Lanegan has said that Blues Funeral is more like the sort of albums that he enjoys himself rather than the ones he has already made. That means you can hear touches of Joy Division, U2, and Roxy Music amidst the murk and gloom. The weight of his drawl is quite at odds with the tracks that toy with cloying new romanticism (such as the bizarre ‘Ode to Sad Disco’). In an attempt at levity he pushes his weathered instrument almost to breaking point. The juxtaposition of its elements may be baffling but the song manages to humanise Lanegan’s warhorse balladeer persona. He still casts his mind and voice to octane-fuelled highways and rock and roll defiance once in a while. ‘Quiver Syndrome’ is this album’s ‘Driving Death Valley Blues’, an incendiary howler that spikes up the energy in the latter half. Wall-to-wall synthesizers and back masked guitars inflate ‘Tiny Grain of Truth’ into a seven minute spectacle of an album closer that twinkles away into darkness.
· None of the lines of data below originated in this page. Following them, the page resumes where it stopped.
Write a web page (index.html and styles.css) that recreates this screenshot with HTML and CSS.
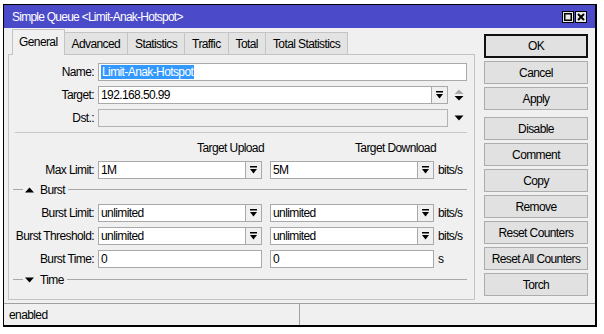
FILE: index.html
```html
<!DOCTYPE html>
<html>
<head>
<meta charset="utf-8">
<link rel="stylesheet" href="styles.css">
</head>
<body>
<div class="window">
  <div class="titlebar">
    <span class="title">Simple Queue &lt;Limit-Anak-Hotspot&gt;</span>
    <div class="tb-btns">
      <span class="tb-btn"><svg width="8" height="8" viewBox="0 0 8 8"><rect x="0.75" y="0.75" width="6.5" height="6.5" fill="none" stroke="#000" stroke-width="1.5"/></svg></span>
      <span class="tb-btn"><svg width="8" height="8" viewBox="0 0 8 8"><path d="M1 1L7 7M7 1L1 7" stroke="#000" stroke-width="2"/></svg></span>
    </div>
  </div>
  <div class="body">
    <div class="main">
      <div class="left">
        <div class="tabs">
          <span class="tab active">General</span>
          <span class="tab">Advanced</span>
          <span class="tab">Statistics</span>
          <span class="tab">Traffic</span>
          <span class="tab">Total</span>
          <span class="tab">Total Statistics</span>
        </div>
        <div class="panel">
          <div class="row">
            <span class="lbl">Name:</span>
            <span class="inp w-name"><span class="sel">Limit-Anak-Hotspot</span></span>
          </div>
          <div class="row">
            <span class="lbl">Target:</span>
            <span class="inp w-target">192.168.50.99</span>
            <span class="dd"><svg width="7" height="8" viewBox="0 0 7 8"><rect x="0" y="0" width="7" height="1.5" fill="#000"/><path d="M0 3H7L3.5 7.5Z" fill="#000"/></svg></span>
            <span class="spin"><svg width="10" height="12" viewBox="0 0 10 12"><path d="M0.5 5L5 0.5L9.5 5Z" fill="#a8a8a8"/><path d="M0.5 7H9.5L5 11.5Z" fill="#000"/></svg></span>
          </div>
          <div class="row">
            <span class="lbl">Dst.:</span>
            <span class="inp disabled w-dst"></span>
            <span class="spin"><svg width="10" height="6" viewBox="0 0 10 6"><path d="M0.5 0.5H9.5L5 5.5Z" fill="#000"/></svg></span>
          </div>
          <div class="sep"></div>
          <div class="hdr">
            <span class="hcol">Target Upload</span>
            <span class="hcol second">Target Download</span>
          </div>
          <div class="row">
            <span class="lbl">Max Limit:</span>
            <span class="inp w-half">1M</span>
            <span class="dd"><svg width="7" height="8" viewBox="0 0 7 8"><rect x="0" y="0" width="7" height="1.5" fill="#000"/><path d="M0 3H7L3.5 7.5Z" fill="#000"/></svg></span>
            <span class="inp w-half second">5M</span>
            <span class="dd"><svg width="7" height="8" viewBox="0 0 7 8"><rect x="0" y="0" width="7" height="1.5" fill="#000"/><path d="M0 3H7L3.5 7.5Z" fill="#000"/></svg></span>
            <span class="unit">bits/s</span>
          </div>
          <div class="group">
            <span class="gline short"></span>
            <svg class="gtri" width="9" height="6" viewBox="0 0 9 6"><path d="M0 5.5L4.5 0.5L9 5.5Z" fill="#000"/></svg>
            <span class="gtext">Burst</span>
            <span class="gline long"></span>
          </div>
          <div class="row first-burst">
            <span class="lbl">Burst Limit:</span>
            <span class="inp w-half">unlimited</span>
            <span class="dd"><svg width="7" height="8" viewBox="0 0 7 8"><rect x="0" y="0" width="7" height="1.5" fill="#000"/><path d="M0 3H7L3.5 7.5Z" fill="#000"/></svg></span>
            <span class="inp w-half second">unlimited</span>
            <span class="dd"><svg width="7" height="8" viewBox="0 0 7 8"><rect x="0" y="0" width="7" height="1.5" fill="#000"/><path d="M0 3H7L3.5 7.5Z" fill="#000"/></svg></span>
            <span class="unit">bits/s</span>
          </div>
          <div class="row">
            <span class="lbl">Burst Threshold:</span>
            <span class="inp w-half">unlimited</span>
            <span class="dd"><svg width="7" height="8" viewBox="0 0 7 8"><rect x="0" y="0" width="7" height="1.5" fill="#000"/><path d="M0 3H7L3.5 7.5Z" fill="#000"/></svg></span>
            <span class="inp w-half second">unlimited</span>
            <span class="dd"><svg width="7" height="8" viewBox="0 0 7 8"><rect x="0" y="0" width="7" height="1.5" fill="#000"/><path d="M0 3H7L3.5 7.5Z" fill="#000"/></svg></span>
            <span class="unit">bits/s</span>
          </div>
          <div class="row">
            <span class="lbl">Burst Time:</span>
            <span class="inp w-full">0</span>
            <span class="inp w-full second">0</span>
            <span class="unit">s</span>
          </div>
          <div class="group time">
            <span class="gline short"></span>
            <svg class="gtri" width="9" height="6" viewBox="0 0 9 6"><path d="M0 0.5H9L4.5 5.5Z" fill="#000"/></svg>
            <span class="gtext">Time</span>
            <span class="gline long"></span>
          </div>
        </div>
      </div>
      <div class="buttons">
        <span class="btn ok">OK</span>
        <span class="btn">Cancel</span>
        <span class="btn">Apply</span>
        <span class="btn gap">Disable</span>
        <span class="btn">Comment</span>
        <span class="btn">Copy</span>
        <span class="btn">Remove</span>
        <span class="btn">Reset Counters</span>
        <span class="btn">Reset All Counters</span>
        <span class="btn">Torch</span>
      </div>
    </div>
    <div class="status">
      <span class="cell first">enabled</span>
      <span class="cell"></span>
    </div>
  </div>
</div>
</body>
</html>
```
FILE: styles.css
```css
* { box-sizing: border-box; }
body {
  margin: 0;
  background: #fff;
  font-family: "Liberation Sans", Arial, sans-serif;
  font-size: 12px;
  letter-spacing: -0.6px;
  color: #000;
}
.window {
  margin: 4px 0 0 3px;
  width: 594px;
  height: 323px;
  border: 1px solid #000;
  border-right-width: 2px;
  border-bottom-width: 2px;
  background: #f0f0f0;
  display: flex;
  flex-direction: column;
}
.titlebar {
  height: 23px;
  background: #4b4bca;
  color: #fff;
  display: flex;
  align-items: center;
  justify-content: space-between;
  padding: 0 8px 0 8px;
  flex: none;
}
.title { letter-spacing: -0.75px; }
.tb-btns { display: flex; gap: 1px; }
.tb-btn {
  width: 12px;
  height: 12px;
  border: 1px solid #000;
  background: #e8e8e8;
  display: flex;
  align-items: center;
  justify-content: center;
}
.body { flex: 1; display: flex; flex-direction: column; }
.main { height: 275px; display: flex; flex: none; }
.left {
  margin-left: 4px;
  width: 467px;
  display: flex;
  flex-direction: column;
  padding-bottom: 3px;
}
.tabs {
  height: 26px;
  padding-left: 4px;
  display: flex;
  align-items: flex-end;
  flex: none;
}
.tab {
  height: 22px;
  padding: 0 7px;
  border: 1px solid #c4c4c4;
  border-bottom: none;
  background: #e3e3e3;
  display: flex;
  align-items: center;
  margin-left: -1px;
}
.tab.active {
  margin-left: 0;
  height: 26px;
  margin-bottom: -1px;
  background: #f0f0f0;
  position: relative;
  z-index: 1;
  padding: 0 6px 2px;
}
.panel {
  flex: 1;
  border: 1px solid #c4c4c4;
  padding-top: 8px;
}
.row {
  display: flex;
  align-items: center;
  height: 18px;
  margin-bottom: 5px;
}
.lbl {
  width: 85px;
  text-align: right;
  margin-right: 4px;
  white-space: nowrap;
}
.inp {
  height: 18px;
  background: #fff;
  border: 1px solid #a9a9a9;
  padding: 0 2px;
  line-height: 16px;
  white-space: nowrap;
  overflow: hidden;
}
.inp.disabled { background: #f0f0f0; border-color: #b4b4b4; }
.sel { background: #3399ff; color: #fff; padding: 0 1px; display: inline-block; line-height: 14px; }
.w-name { width: 369px; }
.w-target { width: 334px; }
.w-dst { width: 350px; }
.w-half { width: 148px; }
.w-full { width: 164px; }
.second { margin-left: 8px; }
.dd {
  width: 16px;
  height: 18px;
  border: 1px solid #a9a9a9;
  border-left: none;
  background: #f0f0f0;
  display: flex;
  align-items: center;
  justify-content: center;
}
.spin { margin-left: 6px; display: flex; align-items: center; }
.unit { margin-left: 4px; }
.sep {
  height: 1px;
  background: #c8c8c8;
  margin: 1px 0 0 6px;
  width: 452px;
}
.hdr {
  display: flex;
  height: 14px;
  margin: 8px 0 6px 89px;
  align-items: center;
}
.hcol { width: 166px; text-align: right; }
.hcol.second { margin-left: 6px; }
.group {
  display: flex;
  align-items: center;
  height: 13px;
  margin: -1px 7px 0 4px;
}
.group.time { margin-top: 0; }
.gline { height: 1px; background: #a8a8a8; }
.gline.short { width: 10px; }
.gline.long { flex: 1; margin-left: 3px; }
.gtri { margin-left: 2px; }
.gtext { margin-left: 6px; }
.first-burst { margin-top: 8px; }
.buttons {
  margin-left: 9px;
  width: 104px;
  padding-top: 6px;
  display: flex;
  flex-direction: column;
}
.btn {
  height: 23px;
  margin-bottom: 3px;
  border: 1px solid #adadad;
  background: #e1e1e1;
  display: flex;
  align-items: center;
  justify-content: center;
  white-space: nowrap;
}
.btn.ok { height: 24px; border: 2px solid #111; }
.btn.gap { margin-top: 4px; }
.status {
  flex: 1;
  display: flex;
  border-top: 1px solid #a0a0a0;
}
.cell {
  display: flex;
  align-items: center;
  padding-left: 5px;
  flex: 1;
}
.cell.first { flex: none; width: 296px; border-right: 1px solid #a0a0a0; }
```
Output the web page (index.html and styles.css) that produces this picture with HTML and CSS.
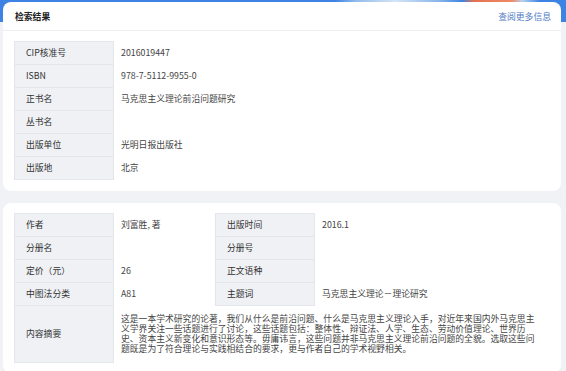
FILE: index.html
```html
<!DOCTYPE html>
<html lang="zh-CN">
<head>
<meta charset="utf-8">
<title>检索结果</title>
<link rel="stylesheet" href="styles.css">
</head>
<body>
<div class="page">
  <section class="card">
    <header class="card-head">
      <span class="card-title">检索结果</span>
      <a class="card-link" href="#">查阅更多信息</a>
    </header>
    <div class="card-body">
      <table class="info">
        <colgroup><col class="c-label"><col></colgroup>
        <tr><th>CIP核准号</th><td>2016019447</td></tr>
        <tr><th>ISBN</th><td>978-7-5112-9955-0</td></tr>
        <tr><th>正书名</th><td>马克思主义理论前沿问题研究</td></tr>
        <tr><th>丛书名</th><td></td></tr>
        <tr><th>出版单位</th><td>光明日报出版社</td></tr>
        <tr><th>出版地</th><td>北京</td></tr>
      </table>
    </div>
  </section>

  <section class="card card-second">
    <div class="card-body">
      <table class="info">
        <colgroup><col class="c-label"><col class="c-val"><col class="c-label"><col></colgroup>
        <tr><th>作者</th><td>刘富胜, 著</td><th>出版时间</th><td>2016.1</td></tr>
        <tr><th>分册名</th><td></td><th>分册号</th><td></td></tr>
        <tr><th>定价（元）</th><td>26</td><th>正文语种</th><td></td></tr>
        <tr><th>中图法分类</th><td>A81</td><th>主题词</th><td>马克思主义理论－理论研究</td></tr>
        <tr class="summary"><th>内容摘要</th><td colspan="3">这是一本学术研究的论著，我们从什么是前沿问题、什么是马克思主义理论入手，对近年来国内外马克思主义学界关注一些话题进行了讨论，这些话题包括：整体性、辩证法、人学、生态、劳动价值理论、世界历史、资本主义新变化和意识形态等。毋庸讳言，这些问题并非马克思主义理论前沿问题的全貌。选取这些问题既是为了符合理论与实践相结合的要求，更与作者自己的学术视野相关。</td></tr>
      </table>
    </div>
  </section>
</div>
</body>
</html>
```

FILE: styles.css
```css
* { box-sizing: border-box; }

html, body {
  margin: 0;
  height: 371px;
  overflow: hidden;
}

body {
  font-family: "Noto Sans CJK SC", "Noto Sans", "Liberation Sans", sans-serif;
  color: #333;
  background:
    linear-gradient(90deg, transparent 335px, #8fbaea 355px, #d6e5f6 395px, #86b4ea 440px, #3d83e4 462px, #e6714f 474px, #ee8a68 512px, #b8d2f0 522px, #3d83e4 540px) top left / 100% 4px no-repeat,
    linear-gradient(#3d83e4 0, #3d83e4 22px, #f0f2f5 22px, #f0f2f5 100%);
}

.page {
  padding: 2px 5px 0 3px;
  display: flex;
  flex-direction: column;
  gap: 12px;
}

.card {
  background: #fff;
  border-radius: 8px;
}

.card-head {
  height: 29px;
  display: flex;
  align-items: center;
  justify-content: space-between;
  padding: 0 10px 0 12px;
  border-bottom: 1px solid #eceef2;
}

.card-title {
  font-size: 8.8px;
  font-weight: 700;
  color: #222;
}

.card-link {
  font-size: 8.8px;
  color: #4f7cc7;
  text-decoration: none;
}

.card-body {
  padding: 10px 11px 11px 11px;
}

.card-second .card-body {
  padding-bottom: 10px;
}

.info {
  width: 100%;
  border-collapse: collapse;
  table-layout: fixed;
  font-size: 8.8px;
}

.c-label { width: 99px; }
.c-val { width: 102px; }

.info th,
.info td {
  height: 23px;
  padding: 0;
  vertical-align: middle;
  text-align: left;
  font-weight: 400;
  line-height: 10px;
}

.info th {
  background: #eff1f5;
  border: 1px solid #e3e6eb;
  padding-left: 11px;
  color: #333;
}

.info td {
  padding-left: 7px;
  color: #444;
}

.summary th {
  height: 57px;
}

.summary td {
  padding: 8px 12px 8px 7px;
  color: #444;
}
```
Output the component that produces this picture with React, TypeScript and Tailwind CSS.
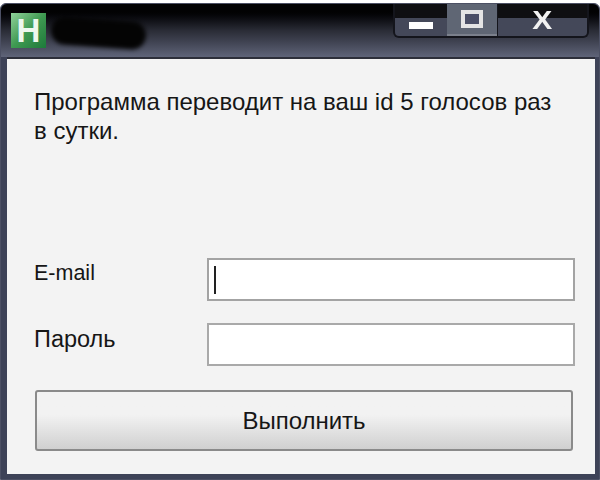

As good as the end result is, very little on this album is much of a stretch for Lanegan. He has done the morose troubadour musings of ‘Bleeding Muddy Waters’ plenty of times before, the shimmering high camp of ‘Grey Goes Black’ is a retread of his Gutter Twins project, and the gut-kick rawk of ‘Riot In My House’ is a dead ringer for late-era Screaming Trees. Some might lament this as an aging artist “phoning it in”. But when you have a talent and gravitas as formidable as Mark Lanegan, should you be surprised (or appalled) when he does what he does best? Do people leap down Bob Dylan’s throat for just being Bob Dylan?